Much of Nolte's current work places him as a man with demons, perhaps an appropriate place given his reputation and struggles. In this fall's "Warrior," he played a father trying to salvage his relationship with his two grown children after years of abuse and neglect. He was supposed to be 1000 days sober, and so director Gavin O'Connor made him promise to stay sober during the shoot. As the film began, Nolte broke that promise, and headed out on the town, ending up out until 5 am in a den in Pittsburgh, intoxicated beyond sight.

He remembered the night in an interview with Movieline a few months ago.

"'Man, you wouldn’t believe the night I had,'" he remembered telling O'Connor's assistant. "'There was more cocaine there, more alcohol, this guy with tattoos all over him and rings, this girl who wanted to leave with me but she had been with him for 10 years and he was threatening to kill me. We barely got out of there alive.'"

Once again, he doesn't shy from that experience. In fact, he says it helped him with the role.

"Oh, absolutely. Absolutely. It intensified emotionally the bonding, the commitment," he said. "To get involved in a town and to get to the core of it is a very unique and privileged place to be. So it brought out a lot of emotions I probably wouldn't have been able to get to."

O'Connor was less than pleased -- he assigned a bodyguard to keep him in line -- but in the end, Nolte is garnering Oscar nomination talk for his role.

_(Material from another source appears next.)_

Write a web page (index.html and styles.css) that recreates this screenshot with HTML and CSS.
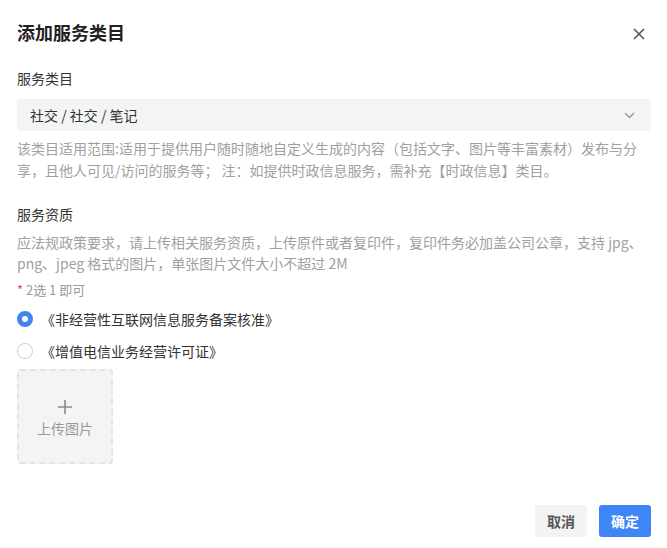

It's also helped revive his career; he'll star in the HBO show "Luck" this spring, and is currently filming the gigantic ensemble film "Gangster Squad," which will co-star Ryan Gosling, Sean Penn, Josh Brolin and Emma Stone. Then, it's on to another epic ensemble, "The Company You Keep," with Shia LaBeouf, Anna Kendrick, Robert Redford, Chris Cooper, Susan Sarandon, Stanley Tucci, Brit Marling and Terrence Howard.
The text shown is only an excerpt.